● **Work instructions**
In the listing below, find every line with the string "components" and pull it out.

● **Data excerpt**
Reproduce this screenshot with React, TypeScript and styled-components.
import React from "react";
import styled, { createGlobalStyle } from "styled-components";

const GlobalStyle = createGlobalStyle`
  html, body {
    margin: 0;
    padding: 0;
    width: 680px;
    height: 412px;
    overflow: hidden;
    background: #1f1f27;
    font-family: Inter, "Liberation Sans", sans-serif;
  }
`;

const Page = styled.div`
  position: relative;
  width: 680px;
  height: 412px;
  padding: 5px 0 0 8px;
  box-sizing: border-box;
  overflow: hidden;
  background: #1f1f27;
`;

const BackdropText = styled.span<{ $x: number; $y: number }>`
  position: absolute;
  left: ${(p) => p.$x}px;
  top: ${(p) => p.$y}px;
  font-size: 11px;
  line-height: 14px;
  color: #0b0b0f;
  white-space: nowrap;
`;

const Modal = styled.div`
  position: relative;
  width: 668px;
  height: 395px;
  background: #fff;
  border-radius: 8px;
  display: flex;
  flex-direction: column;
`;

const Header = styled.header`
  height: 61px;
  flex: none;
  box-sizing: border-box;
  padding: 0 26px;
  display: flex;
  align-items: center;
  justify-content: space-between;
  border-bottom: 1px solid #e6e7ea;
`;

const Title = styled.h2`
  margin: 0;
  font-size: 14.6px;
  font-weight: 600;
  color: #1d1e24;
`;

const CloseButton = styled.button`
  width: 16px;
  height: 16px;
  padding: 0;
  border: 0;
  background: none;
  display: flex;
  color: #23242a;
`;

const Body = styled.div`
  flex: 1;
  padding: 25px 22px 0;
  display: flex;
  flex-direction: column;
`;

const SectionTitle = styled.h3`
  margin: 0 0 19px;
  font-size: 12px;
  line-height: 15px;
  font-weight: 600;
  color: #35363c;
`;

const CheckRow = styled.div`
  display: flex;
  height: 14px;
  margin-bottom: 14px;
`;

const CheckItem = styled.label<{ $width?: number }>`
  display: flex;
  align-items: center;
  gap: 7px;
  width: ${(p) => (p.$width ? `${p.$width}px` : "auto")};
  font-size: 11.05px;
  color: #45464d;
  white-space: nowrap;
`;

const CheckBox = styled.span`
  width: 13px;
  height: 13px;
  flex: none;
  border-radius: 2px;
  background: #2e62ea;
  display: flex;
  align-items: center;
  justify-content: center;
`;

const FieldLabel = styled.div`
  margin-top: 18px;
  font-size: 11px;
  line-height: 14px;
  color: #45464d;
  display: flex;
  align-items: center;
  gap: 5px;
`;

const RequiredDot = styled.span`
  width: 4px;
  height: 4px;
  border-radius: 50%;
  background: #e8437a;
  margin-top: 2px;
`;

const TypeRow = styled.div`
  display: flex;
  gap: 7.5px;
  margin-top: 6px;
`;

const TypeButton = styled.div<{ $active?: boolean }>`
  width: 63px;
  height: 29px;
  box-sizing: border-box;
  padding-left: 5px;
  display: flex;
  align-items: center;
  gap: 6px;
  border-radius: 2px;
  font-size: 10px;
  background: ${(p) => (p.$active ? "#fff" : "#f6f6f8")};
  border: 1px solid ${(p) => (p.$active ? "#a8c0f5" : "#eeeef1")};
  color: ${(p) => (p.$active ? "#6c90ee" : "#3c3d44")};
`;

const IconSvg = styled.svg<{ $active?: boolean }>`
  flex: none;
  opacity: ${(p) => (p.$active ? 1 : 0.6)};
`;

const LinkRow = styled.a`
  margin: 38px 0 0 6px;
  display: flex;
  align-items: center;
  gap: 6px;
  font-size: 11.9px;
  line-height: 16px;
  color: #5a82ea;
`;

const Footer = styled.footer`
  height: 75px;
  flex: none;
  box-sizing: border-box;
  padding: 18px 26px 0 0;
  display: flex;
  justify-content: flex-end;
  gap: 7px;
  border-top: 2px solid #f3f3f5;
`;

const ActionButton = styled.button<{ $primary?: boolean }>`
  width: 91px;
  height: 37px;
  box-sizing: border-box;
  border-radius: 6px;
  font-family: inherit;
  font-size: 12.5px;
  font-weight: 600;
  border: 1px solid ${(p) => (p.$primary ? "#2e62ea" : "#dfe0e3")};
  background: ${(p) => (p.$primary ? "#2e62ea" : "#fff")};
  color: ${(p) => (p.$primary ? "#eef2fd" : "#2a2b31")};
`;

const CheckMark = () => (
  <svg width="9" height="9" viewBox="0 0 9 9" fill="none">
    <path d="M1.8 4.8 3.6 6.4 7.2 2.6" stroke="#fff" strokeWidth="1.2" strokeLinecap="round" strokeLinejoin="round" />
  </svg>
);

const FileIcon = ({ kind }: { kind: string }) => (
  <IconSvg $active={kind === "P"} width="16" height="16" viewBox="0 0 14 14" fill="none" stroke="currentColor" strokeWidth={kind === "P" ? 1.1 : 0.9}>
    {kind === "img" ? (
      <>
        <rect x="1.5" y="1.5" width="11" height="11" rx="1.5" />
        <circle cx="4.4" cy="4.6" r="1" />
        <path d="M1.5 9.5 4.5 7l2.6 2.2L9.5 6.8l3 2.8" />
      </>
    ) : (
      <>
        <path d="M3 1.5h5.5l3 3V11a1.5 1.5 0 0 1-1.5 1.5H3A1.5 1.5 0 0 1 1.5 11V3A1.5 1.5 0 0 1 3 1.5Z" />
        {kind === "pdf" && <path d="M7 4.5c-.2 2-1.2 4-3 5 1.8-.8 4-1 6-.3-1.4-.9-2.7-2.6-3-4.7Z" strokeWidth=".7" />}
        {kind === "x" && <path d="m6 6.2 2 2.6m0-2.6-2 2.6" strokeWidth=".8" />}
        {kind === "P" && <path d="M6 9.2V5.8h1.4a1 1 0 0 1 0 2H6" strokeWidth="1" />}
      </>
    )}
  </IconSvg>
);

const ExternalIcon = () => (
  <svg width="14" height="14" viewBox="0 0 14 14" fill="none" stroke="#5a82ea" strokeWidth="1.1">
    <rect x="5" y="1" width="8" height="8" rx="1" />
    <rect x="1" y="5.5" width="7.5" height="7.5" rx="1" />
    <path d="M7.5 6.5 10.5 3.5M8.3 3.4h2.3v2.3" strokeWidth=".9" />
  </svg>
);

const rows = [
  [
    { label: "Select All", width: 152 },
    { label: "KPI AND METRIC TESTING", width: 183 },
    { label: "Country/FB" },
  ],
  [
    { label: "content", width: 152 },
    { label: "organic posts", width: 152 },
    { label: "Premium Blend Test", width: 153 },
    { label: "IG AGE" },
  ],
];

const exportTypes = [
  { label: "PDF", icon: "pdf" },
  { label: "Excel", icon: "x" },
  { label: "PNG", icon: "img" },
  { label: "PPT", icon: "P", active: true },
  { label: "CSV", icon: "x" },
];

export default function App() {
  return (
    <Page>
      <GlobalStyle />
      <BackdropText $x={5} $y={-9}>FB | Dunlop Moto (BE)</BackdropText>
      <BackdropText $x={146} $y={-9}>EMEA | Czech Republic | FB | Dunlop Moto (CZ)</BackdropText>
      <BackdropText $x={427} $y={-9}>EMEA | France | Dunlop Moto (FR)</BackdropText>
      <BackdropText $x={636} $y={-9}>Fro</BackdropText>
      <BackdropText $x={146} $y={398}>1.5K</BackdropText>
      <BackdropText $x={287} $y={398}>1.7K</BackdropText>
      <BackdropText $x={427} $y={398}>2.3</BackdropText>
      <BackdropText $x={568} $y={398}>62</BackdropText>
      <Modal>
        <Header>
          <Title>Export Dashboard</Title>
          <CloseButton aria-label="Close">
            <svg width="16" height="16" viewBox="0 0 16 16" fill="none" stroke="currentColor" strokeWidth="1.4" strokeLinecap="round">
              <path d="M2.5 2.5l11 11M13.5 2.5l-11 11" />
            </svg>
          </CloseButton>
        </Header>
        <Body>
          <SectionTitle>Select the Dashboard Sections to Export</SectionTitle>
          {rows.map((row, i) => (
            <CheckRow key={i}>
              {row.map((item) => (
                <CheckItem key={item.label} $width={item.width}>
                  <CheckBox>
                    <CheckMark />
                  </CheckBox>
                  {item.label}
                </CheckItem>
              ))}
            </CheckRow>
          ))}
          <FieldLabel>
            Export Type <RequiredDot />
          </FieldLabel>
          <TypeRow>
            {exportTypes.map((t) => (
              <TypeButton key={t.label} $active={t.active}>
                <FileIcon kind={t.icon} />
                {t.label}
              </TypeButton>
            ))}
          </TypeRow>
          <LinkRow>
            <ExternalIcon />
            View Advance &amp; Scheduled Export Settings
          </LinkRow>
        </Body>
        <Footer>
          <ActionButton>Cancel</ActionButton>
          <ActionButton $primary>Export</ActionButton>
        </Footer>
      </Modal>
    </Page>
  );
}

● **Answer to the task**
Reproduce this screenshot with React, TypeScript and styled-components.
import styled, { createGlobalStyle } from "styled-components";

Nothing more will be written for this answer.